### DATA
+++++
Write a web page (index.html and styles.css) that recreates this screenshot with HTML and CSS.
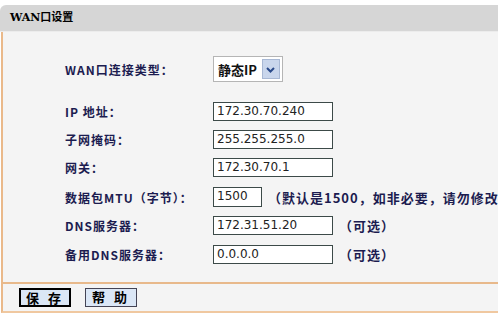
FILE: index.html
```html
<!DOCTYPE html>
<html lang="zh-CN">
<head>
    <meta charset="UTF-8">
    <title>WAN口设置</title>
    <link rel="stylesheet" href="styles.css">
</head>
<body>
    <div class="panel">
        <div class="title">WAN口设置</div>
        <div class="content">
            <div class="row row-type">
                <span class="label">WAN口连接类型：</span>
                <span class="select">静态IP<span class="arrow"><svg width="13" height="13" viewBox="0 0 13 13"><path d="M3 5 L6.5 8.5 L10 5" fill="none" stroke="#2a4a8a" stroke-width="2"/></svg></span></span>
            </div>
            <div class="row tight">
                <span class="label">IP 地址：</span>
                <span class="field">172.30.70.240</span>
            </div>
            <div class="row tight">
                <span class="label">子网掩码：</span>
                <span class="field">255.255.255.0</span>
            </div>
            <div class="row">
                <span class="label">网关：</span>
                <span class="field">172.30.70.1</span>
            </div>
            <div class="row row-mtu">
                <span class="label">数据包MTU（字节）：</span>
                <span class="field short">1500</span>
                <span class="note">（默认是1500，如非必要，请勿修改）</span>
            </div>
            <div class="row">
                <span class="label">DNS服务器：</span>
                <span class="field">172.31.51.20</span>
                <span class="note">（可选）</span>
            </div>
            <div class="row last">
                <span class="label">备用DNS服务器：</span>
                <span class="field">0.0.0.0</span>
                <span class="note">（可选）</span>
            </div>
        </div>
        <div class="buttons">
            <span class="btn active">保 存</span>
            <span class="btn">帮 助</span>
        </div>
    </div>
</body>
</html>
```

FILE: styles.css
```css
body {
    margin: 0;
    background-color: #fff;
    font-family: "Noto Sans CJK SC", "DejaVu Sans", sans-serif;
    font-size: 12px;
    color: #1c1c50;
    overflow: hidden;
}
.panel {
    margin-top: 5px;
    width: 520px;
}
.title {
    height: 26px;
    line-height: 26px;
    background-color: #d6d6d6;
    border-top-left-radius: 6px;
    border-bottom: 1px solid #ececec;
    padding-left: 10px;
    color: #000;
    font-family: "DejaVu Serif", "Noto Sans CJK SC", serif;
    font-size: 11px;
    font-weight: bold;
}
.content {
    background-color: #f4f4f4;
    border-left: 2px solid #eab98a;
    border-bottom: 2px solid #e8b98b;
    margin-left: 1px;
    padding: 24px 0 18px 0;
}
.row {
    display: flex;
    align-items: center;
    height: 19px;
    margin-bottom: 10px;
}
.row.tight {
    margin-bottom: 9px;
}
.row.last {
    margin-bottom: 0;
}
.row-type {
    height: 26px;
    margin-bottom: 20px;
}
.row-mtu {
    height: 20px;
    margin-top: 2px;
    margin-bottom: 9px;
}
.label {
    width: 148px;
    padding-left: 62px;
    font-weight: bold;
    letter-spacing: 1px;
}
.select {
    display: flex;
    align-items: center;
    height: 24px;
    padding: 0 2px 0 4px;
    background-color: #fff;
    border: 1px solid #b5b5b5;
    color: #111;
    font-weight: bold;
    font-size: 13px;
}
.arrow {
    display: flex;
    align-items: center;
    justify-content: center;
    width: 16px;
    height: 18px;
    margin-left: 5px;
    background-color: #c9d6ec;
    border: 1px solid #a8b8d4;
}
.field {
    box-sizing: border-box;
    width: 120px;
    height: 19px;
    line-height: 17px;
    padding-left: 3px;
    background-color: #fff;
    border: 1px solid #3c4a48;
    color: #222;
    font-family: "DejaVu Sans", sans-serif;
    font-size: 12px;
}
.field.short {
    width: 49px;
    height: 20px;
}
.note {
    margin-left: 6px;
    font-size: 13px;
    font-weight: bold;
    letter-spacing: 1px;
    white-space: nowrap;
}
.buttons {
    display: flex;
    gap: 14px;
    padding: 4px 0 4px 16px;
    margin-left: 1px;
    background-color: #f4f4f4;
    border-left: 2px solid #eab98a;
    border-bottom: 2px solid #f0c8a0;
}
.btn {
    box-sizing: border-box;
    width: 52px;
    height: 19px;
    line-height: 16px;
    text-align: center;
    background-color: #dbe7f6;
    border: 1px solid #445;
    color: #000;
    font-size: 13px;
    font-weight: bold;
    letter-spacing: 3px;
}
.btn.active {
    border: 2px solid #000;
}
```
+++++
### WHAT THE EXERCISE ASKS
Isolate each line of the listing above that includes "styles". Copy it.

### RESULT
Write a web page (index.html and styles.css) that recreates this screenshot with HTML and CSS.
    <link rel="stylesheet" href="styles.css">
FILE: styles.css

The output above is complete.